DD is voluntary but, if you want to know your investments and be one of the best investors out there, you’ll need to put in the research.

Seven DD Steps

DD can be as shallow or comprehensive as you want it to be. In fact, many forums offer irrelevant or humorous coincidences as if they are DD, as a joke. While that’s great for an in-joke based around your most bullish stock, it pays to do your research properly.

You’ve only just learned what DD means, so you probably don’t know how to do DD of your own. That’s why we have seven things you should check out to get started analyzing potential investments.

You don’t have to do them all when performing DD, only as much as you need to come to a bullish or bearish conclusion.

We have ordered them so that they flow naturally, gradually building your knowledge base around the investment without jumping from resource to resource, which can get confusing.

With that understood, let’s start with our seven steps to get started with DD. You can go a lot deeper than these steps but this is a start.

Market Cap

First, you should always seek out the market capitalization of your chosen company. This is the best way to find out the size of a company, which is done by figuring out the total price of all outstanding shares on the market.

Companies are split into large-cap, mid-cap, and small-cap based on that figure.

From this, we can draw some tentative assumptions about the company. For example, a larger-cap company probably has an entire boardroom at the helm, so the ownership is broadened and it’s likely to experience less volatility.

Mid-cap and small-cap investment opportunities may flirt with volatility more and their success (or failure) is in the hands of fewer people.

Revenue & Profit

Next, check out the revenue and profit. These are often considered two of the most important metrics for the current performance of a company. After all, if they’re not making money, why should you invest in them?

There are many websites where you can enter ticker names or symbols to get a detailed rundown of its financial past. Are they reporting record profit? Or have they been on a downturn since 2010? Pour over these historical charts to see where the stock has been.

Pay close attention to the price-to-sales ratio and the price-to-earnings ratio, or P/S and P/E.

Industry Environment & Competitors

This one probably came to mind already – it’s analyzing the state of the industry and whether they have any competitors that are posed to take them down. Know the two or three largest or most threatening competitors and keep up to date with their work, too.

With most of the following steps, you should also be analyzing your chosen competitors to see how they match up to your potential investment.


Next, you should scope out the ownership of the company.
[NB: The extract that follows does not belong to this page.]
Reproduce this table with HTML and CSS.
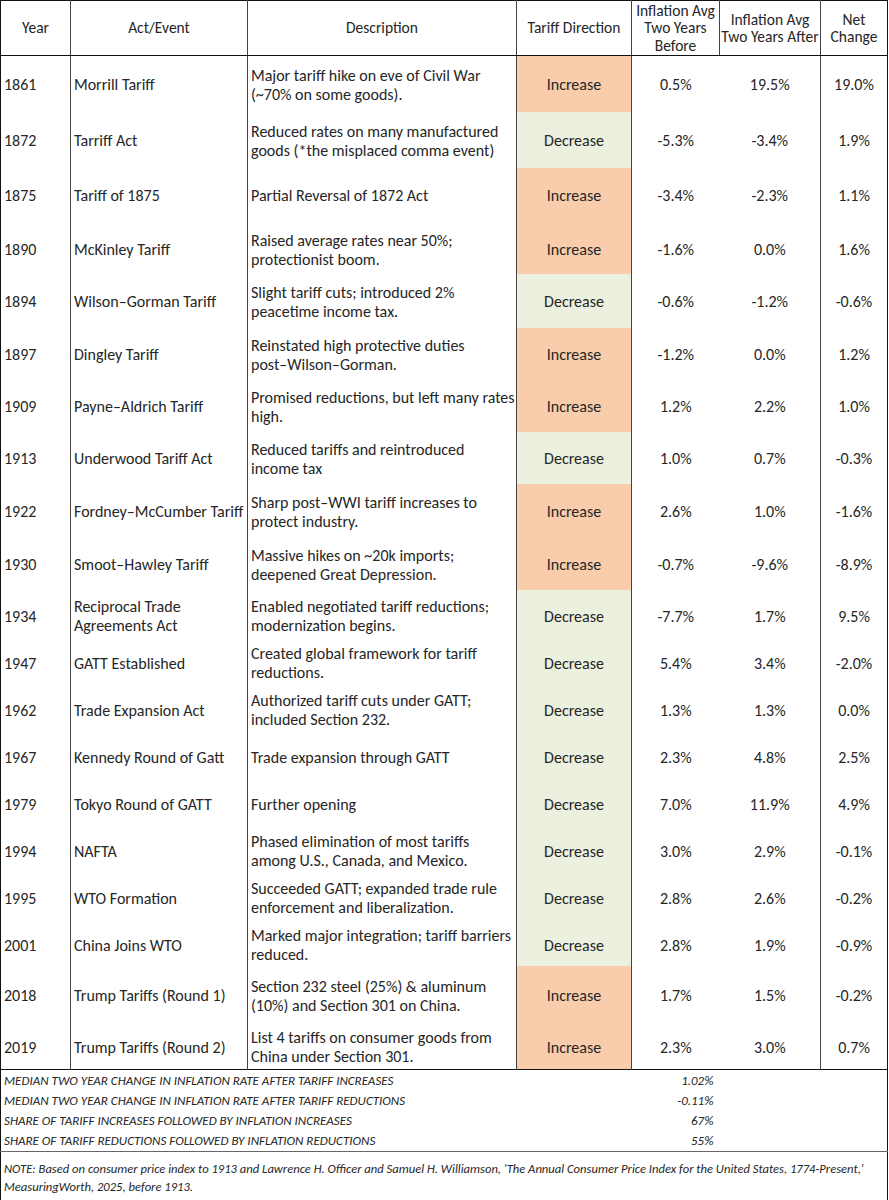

These are the people who hold the most shares, from the C-suite to private whale investors. Is the company still run by its founder or has it shuffled a lot of people around?

The age of the company is important too as it determines how many founders and original staff are around.

Check the bios of the CEO and other relevant individuals to see what they are about. Many investors are swayed based on who is heading the company and the lofty ideas they have.

Check how much of the float is being held by institutions and other private firms. High personal ownership is a bullish signal – after all, why would a C-suite exec take payment in shares if they expected them to crater?

Balance Sheet

One of the best documents to see an overview of a business is its balance sheets. These will detail the company’s assets, liabilities, and cash levels. Having a lot of cash is great for a company, especially if they are clear of long-term debt.

Some industries demand more capital than others while some can be quite basic. Check out the debt-to-equity ratio to see how much positive equity a company has, then compare it with the competitor’s balance sheets.

Check the last few years of balance sheets that have been released by the company. Look for any drastic changes in their assets, liabilities, or stockholder equity in the company. These can signal turnarounds for flagging companies or the flagging of a successful one.

Often, they’ll include information in the footnotes about why certain changes have occurred between quarterly and annual financial balance reports.

Money being spent isn’t necessarily a bad thing. If a business has exhausted a lot of its liquid cash, it may have acquired another business or expanded somehow and could earn even more next quarter/year.

Of course, it’s your job to trawl through media reports and trademark filings to verify any potential partnerships or acquisitions.


These are other things that may be happening in the industry that gives you a bullish or bearish sentiment toward the stock. For example, the release of new video game consoles consistently sees investors pile into relevant stocks, expecting upward movement.

It’s the most speculative part of DD and often looks at media reporting instead of SEC filings.


Any balanced DD also details the points that can be seen as bearish toward a stock. List outstanding issues that could interfere with the investment opportunity, like any regulatory issues, problematic management, eco concerns, or long-term concerns over the company becoming stagnant and not embracing new tech.

Play the devil’s advocate.


Now you should understand what DD is. Not everybody writes their own DD, of course, and there are many places where other people’s DD can be found online. That said, you should research all of your investments before putting your own money on the line.